Even when I think back to the life my own grandmother lived in Clydebank, Scotland, I realize how little she possessed: she ended her days in a miserable council flat in a building without an elevator. Most of the other tenants were junkies who had been dumped there by the local authorities. But compare the apartment at least to the conditions in which she had grown up, and even this was (almost) luxury.

But still, whatever I might think of the dubious definitions of “poverty” deployed for whatever reasons by activists, census men and politicians, I would never disagree that times are hard, or that the fate of the woman I met is anything less than catastrophic. Very soon she will be old. Even if the economy does pick up, how will she find the time to regain what she has lost?

And yet, poverty is not the worst of her problems. This I discovered in an aside she tossed out unthinkingly, while searching for a light bulb in the garage that would soon be hers no longer:

“I can’t find any light bulbs,” she said. “You know that if your light bulbs go missing it means somebody’s been smoking crack out of them.”

At first I thought she was joking. She wasn’t. On the wall was a picture of her daughter who I knew was living with her own daughter in a woman’s shelter in Austin. Until a week earlier the garage had also contained a bag of counterfeit money that had belonged to her daughter’s last boyfriend, a recidivist criminal possessed of neither wit nor charm. The couple had spent some time living in the house, consuming lots of drugs, attempting various scams and generally tormenting each other and everyone around them.

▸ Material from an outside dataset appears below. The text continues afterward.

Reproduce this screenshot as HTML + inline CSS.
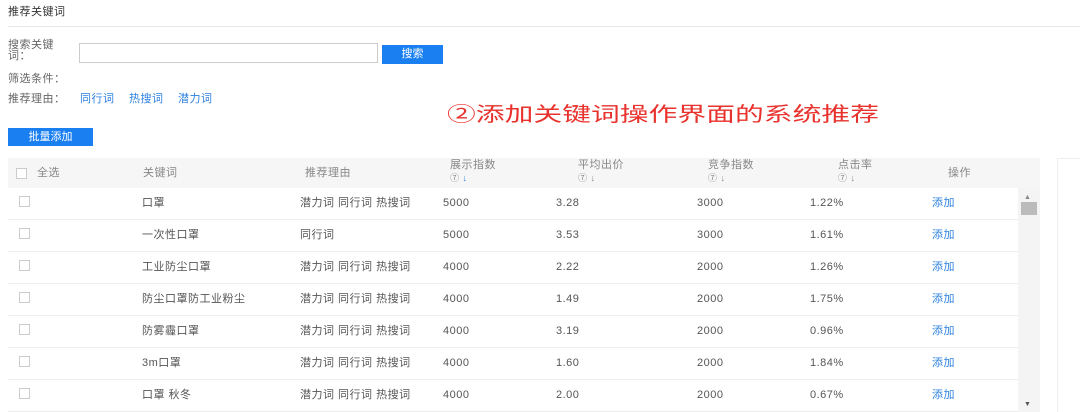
<!DOCTYPE html>
<html><head><meta charset="utf-8"><style>
*{margin:0;padding:0;box-sizing:border-box}
body{width:1080px;height:412px;background:#fff;font-family:"Liberation Sans","Noto Sans CJK SC",sans-serif;font-size:11px;line-height:14px;color:#555;position:relative;overflow:hidden}
.a{position:absolute;white-space:nowrap;line-height:14px;letter-spacing:0.5px}
.blue{color:#2a7fe0}
.btn{position:absolute;background:#1a7ff0;color:#fff;text-align:center}
.cb{position:absolute;width:11px;height:11px;border:1px solid #ccc;background:#fff}
.row{position:absolute;left:8px;width:1010px;height:32px;border-bottom:1px solid #eee}
</style></head><body>
<div class="a" style="left:8px;top:5px;color:#333">推荐关键词</div>
<div class="a" style="left:8px;top:26px;width:1072px;height:1px;background:#e6e6e6"></div>
<div class="a" style="left:8px;top:40px;line-height:11px;color:#666">搜索关键<br>词：</div>
<div class="a" style="left:79px;top:43px;width:299px;height:20px;border:1px solid #ccc"></div>
<div class="btn" style="left:382px;top:45px;width:61px;height:19px;line-height:19px">搜索</div>
<div class="a" style="left:8px;top:72px;color:#666">筛选条件：</div>
<div class="a" style="left:8px;top:92px;color:#666">推荐理由：</div>
<div class="a blue" style="left:80px;top:92px">同行词</div>
<div class="a blue" style="left:129px;top:92px">热搜词</div>
<div class="a blue" style="left:178px;top:92px">潜力词</div>
<div class="a" style="left:447px;top:102px;color:#e8322d;font-size:20px;line-height:26px;letter-spacing:0;transform:scaleX(1.44);transform-origin:0 0">②添加关键词操作界面的系统推荐</div>
<div class="btn" style="left:8px;top:128px;width:85px;height:18px;line-height:18px">批量添加</div>
<div class="a" style="left:8px;top:158px;width:1032px;height:30px;background:#f6f6f6"></div>
<div class="a" style="left:1057px;top:158px;width:23px;height:254px;border-left:1px solid #eee;border-top:1px solid #eee"></div>
<div class="cb" style="left:16px;top:168px"></div>
<div class="a" style="left:37px;top:166px;color:#888">全选</div>
<div class="a" style="left:143px;top:166px;color:#888">关键词</div>
<div class="a" style="left:305px;top:166px;color:#888">推荐理由</div>
<div class="a" style="left:450px;top:159px;color:#888;line-height:13px">展示指数<br><span style="font-size:9px">⑦ <span class="blue">↓</span></span></div>
<div class="a" style="left:578px;top:159px;color:#888;line-height:13px">平均出价<br><span style="font-size:9px">⑦ ↓</span></div>
<div class="a" style="left:708px;top:159px;color:#888;line-height:13px">竞争指数<br><span style="font-size:9px">⑦ ↓</span></div>
<div class="a" style="left:838px;top:159px;color:#888;line-height:13px">点击率<br><span style="font-size:9px">⑦ ↓</span></div>
<div class="a" style="left:948px;top:166px;color:#888">操作</div>
<div class="a" style="left:1018px;top:188px;width:22px;height:224px;background:#f4f4f4"></div>
<div class="a" style="left:1024px;top:191px;font-size:7px;color:#888">▲</div>
<div class="a" style="left:1021px;top:202px;width:16px;height:13px;background:#bbb"></div>
<div class="a" style="left:1024px;top:398px;font-size:7px;color:#555">▼</div>
<div id="rows"></div>
<script>
var d=[["口罩","潜力词 同行词 热搜词","5000","3.28","3000","1.22%"],["一次性口罩","同行词","5000","3.53","3000","1.61%"],["工业防尘口罩","潜力词 同行词 热搜词","4000","2.22","2000","1.26%"],["防尘口罩防工业粉尘","潜力词 同行词 热搜词","4000","1.49","2000","1.75%"],["防雾霾口罩","潜力词 同行词 热搜词","4000","3.19","2000","0.96%"],["3m口罩","潜力词 同行词 热搜词","4000","1.60","2000","1.84%"],["口罩 秋冬","潜力词 同行词 热搜词","4000","2.00","2000","0.67%"]];
var h="";d.forEach(function(r,i){var t=188+i*32;var y=t+8;
h+='<div class="row" style="top:'+t+'px"></div><div class="cb" style="left:19px;top:'+(t+8)+'px"></div>'+
'<div class="a" style="left:142px;top:'+y+'px">'+r[0]+'</div><div class="a" style="left:300px;top:'+y+'px">'+r[1]+'</div>'+
'<div class="a" style="left:443px;top:'+y+'px">'+r[2]+'</div><div class="a" style="left:556px;top:'+y+'px">'+r[3]+'</div>'+
'<div class="a" style="left:697px;top:'+y+'px">'+r[4]+'</div><div class="a" style="left:810px;top:'+y+'px">'+r[5]+'</div>'+
'<div class="a blue" style="left:932px;top:'+y+'px">添加</div>';});
document.getElementById("rows").innerHTML=h;
</script>
</body></html>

And thus for a brief moment, a window opened on the quiet horror of another person’s life. And I’ll confess that I don’t really want to be writing about this the week of Thanksgiving, which is an American holiday I usually enjoy. But I can’t help it: I’ve been thinking about this woman and her unhappy fate all week.

Is there a moral to this tale? I don’t know. I doubt it. But it can get worse, friends. It can always get worse.

The views expressed in this article are the author’s and may not necessarily represent those of RIA Novosti.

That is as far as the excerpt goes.